Matthew takes you down
To his place by the coal-yard
You can hear the trains go by
You can mooch about for ages
And you know he’s quite cerebral
But that’s why you want to be there
And he feeds you whelks and winkles
That come all the way from Brixham
And just when you want to tell him
That you’ve recently turned vegan
He gets you on his wavelength
And he lets the seafood answer
That you sound just like your mother….

Okay, it’s just a work in progress. My neighbour Mr Cohen described it as weak, derivative and dull, but I know that’s just his way of getting me to leave.

I was recently invited to write a piece on the paranormal for a Radio 4 discussion programme. I took it as my cue to canvas public opinion and I’ve been stopping people randomly on the street, without a clipboard, and asking for a comment on the paranormal.

Responses ranged from a genial ‘bollocks’, via an enigmatic ‘gravitons’, through to intriguing and frankly moving tales of signs, portents and unlooked-for visitations. But my favourite response was the man who stopped, looked me in the eye, paused, smiled, and said, ‘Did you get that?’ He was called Steve.

I sometimes wonder where beliefs come from. It’s tempting to believe our beliefs arise from the three Rs of reason, reflection, repetition and arithmetic. But I suspect they’re more influenced by the three Ts of taste, tradition, temperament and tidiness.

Some of us just have a low tolerance for untidiness. I’m partial to tidiness in day-to-day life – I would be, I’m a Virgo – but I like my philosophies left open-ended and raggedy-edged.

I don’t know much about reality, but I know what I like.

I’m not sure why I was deemed an appropriate person to offer a perspective on the paranormal.

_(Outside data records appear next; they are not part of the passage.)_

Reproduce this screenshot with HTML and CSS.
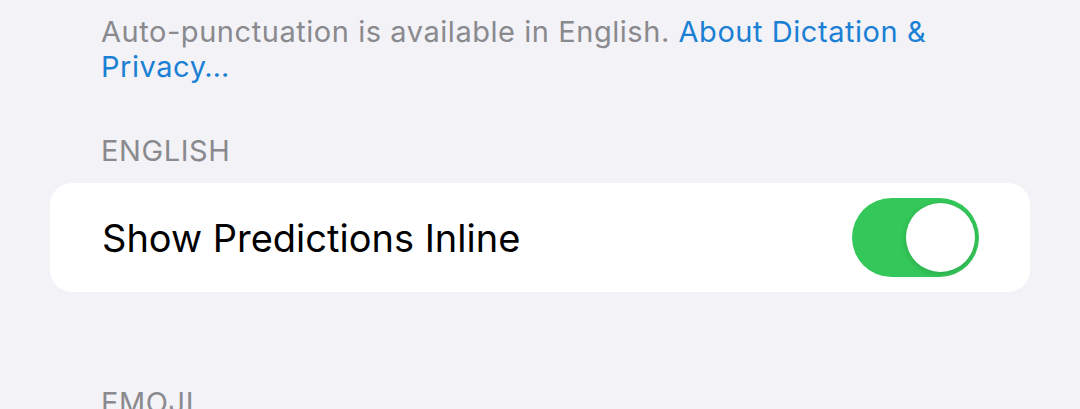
FILE: index.html
```html
<!DOCTYPE html>
<html lang="en">
<head>
  <meta charset="UTF-8" />
  <meta name="viewport" content="width=device-width, initial-scale=1.0" />
  <title>Keyboards</title>
  <link rel="stylesheet" href="styles.css">
</head>
<body>
  <div class="settings">
    <p class="footer">
      Auto-punctuation is available in English.
      <a href="#">About Dictation &amp; Privacy…</a>
    </p>

    <div class="section">
      <div class="section-header">ENGLISH</div>
      <div class="group">
        <div class="row">
          <span class="row-label">Show Predictions Inline</span>
          <label class="switch">
            <input type="checkbox" checked>
            <span class="knob"></span>
          </label>
        </div>
      </div>
    </div>

    <div class="section">
      <div class="section-header">EMOJI</div>
    </div>
  </div>
</body>
</html>
```

FILE: styles.css
```css
body {
  margin: 0;
  background: #f2f2f7;
  font-family: 'Inter', 'Liberation Sans', sans-serif;
  overflow: hidden;
}
.settings {
  padding: 0 50px;
}
.footer {
  margin: 0;
  padding: 14px 51px 0;
  font-size: 29px;
  line-height: 35px;
  letter-spacing: 0.55px;
  color: #8a8a8e;
}
.footer a {
  color: #1b7fd4;
  text-decoration: none;
}
.section {
  margin-top: 49px;
}
.section-header {
  padding-left: 51px;
  font-size: 29px;
  line-height: 35px;
  letter-spacing: 0.6px;
  color: #8a8a8e;
  margin-bottom: 15px;
}
.group {
  background: #fff;
  border-radius: 22px;
}
.row {
  display: flex;
  align-items: center;
  justify-content: space-between;
  height: 109px;
  padding: 0 51px 0 52px;
}
.row-label {
  font-size: 38px;
  color: #000;
}
.switch {
  position: relative;
  width: 127px;
  height: 79px;
}
.switch input {
  display: none;
}
.knob {
  position: absolute;
  inset: 0;
  background: #34c759;
  border-radius: 40px;
}
.knob::after {
  content: "";
  position: absolute;
  top: 5px;
  right: 4px;
  width: 69px;
  height: 69px;
  border-radius: 50%;
  background: #fff;
  box-shadow: 0 2px 6px rgba(0, 0, 0, 0.15);
}
.section + .section {
  margin-top: 93px;
}
```
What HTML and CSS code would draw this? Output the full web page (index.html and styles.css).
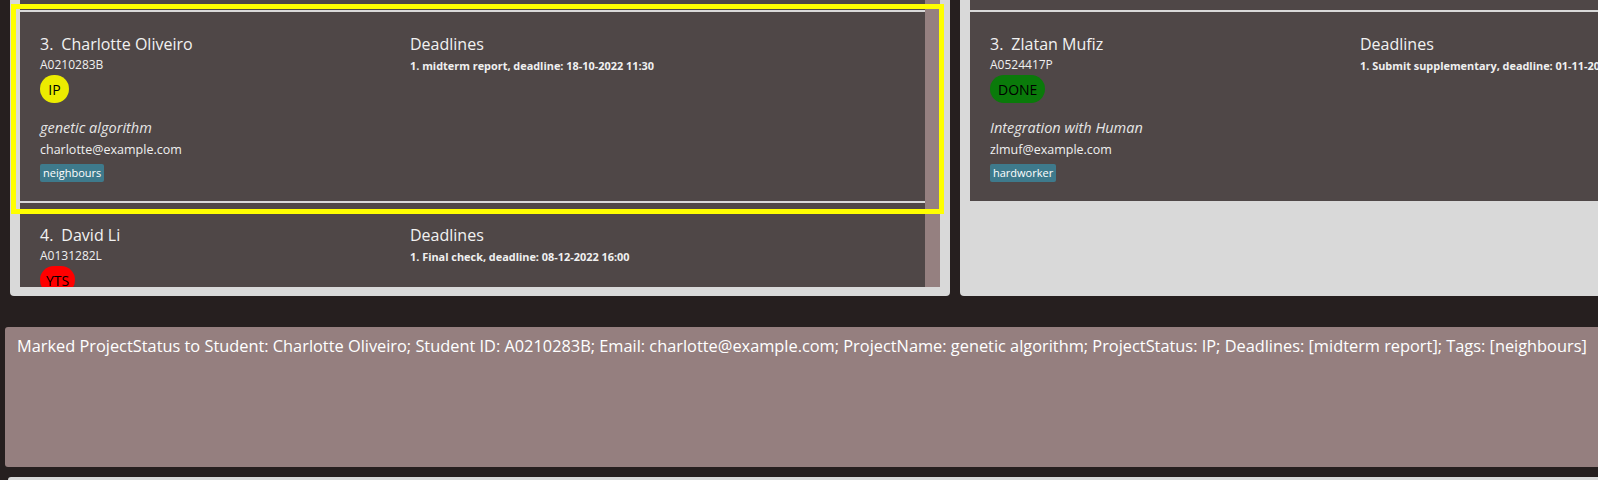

Perhaps they’d heard about my spirit guide, Hank, an ardent sceptic who argues vigorously against his own existence and then gets depressed.

I used to do a bit of material in my act where I claimed to be the first person in the South West to be diagnosed as Shamanic Depressive. "Oh yes, Shamanic Depression," I’d say, "affects sensitive people – poets, complementary therapists and the like. My homeopath had it so badly she became suicidal; took a massive underdose. And there wasn’t the help then that there is now. No counselling, no cognitive behavioural therapy. You were handed a Devon Social Services leaflet called ‘Coping with Ectoplasm’ and left to get on with it…’

And so on and so forth. And people would laugh. Out of compassion, partly, but they’d laugh.

But I’m sensing - telepathically and pre-cognitively - the question: what do you mean ‘in my act?’. This is Bards Eye View - you’re supposed to be a poemy sort of person. You’re not a Jethro, or (God forbid) a Jim Davidson. Maybe a complementary Richard Digance, but without the guitar. Or the popular following.

Officially, I’m a stand-up poet. I stand at a microphone performing poems and patter, for money (on a good day), to audiences of mild-mannered and occasionally wild-mannered people. Its true. I’ve been doing it for years.

"You’re so brave, Matt, doing what you do," some people would say, occasionally, when I started. And I would say, "No, true bravery is to be found elsewhere." But secretly, in my heart, I agreed with them.

It’s no accident that metaphors used around stand-up tend to be gladiatorial, martial. If you do well you knock’em dead. You storm it. If you do badly, you die, in front of everyone, on stage. Mortifying.

My own pre-performance fight-or-flight evacuations are eloquent testimony to the visceral, do or die nature of stand-up. Nevertheless I can count the number of times I’ve seriously embarrassed myself on stage on the fingers of one hand. Although I do use a unique binary system, which ascribes high values to index finger and thumb.

Why should you die if you don’t do well? Because it’s so live. You don’t wait for reviews, for test results, it’s continuous assessment. With no protective fourth wall, the stand-up lives or dies, thrives or withers, according to the unpredictable response of this evening’s audience - this capricious, unrepresentative cross-section of society which tends to be crueller than the sum of its parts and younger than the mean age of its constituents. They want instant gratification. And they want it now.

But that’s all we have time for. Enjoy the rest of the issue. Thank you very much and good night.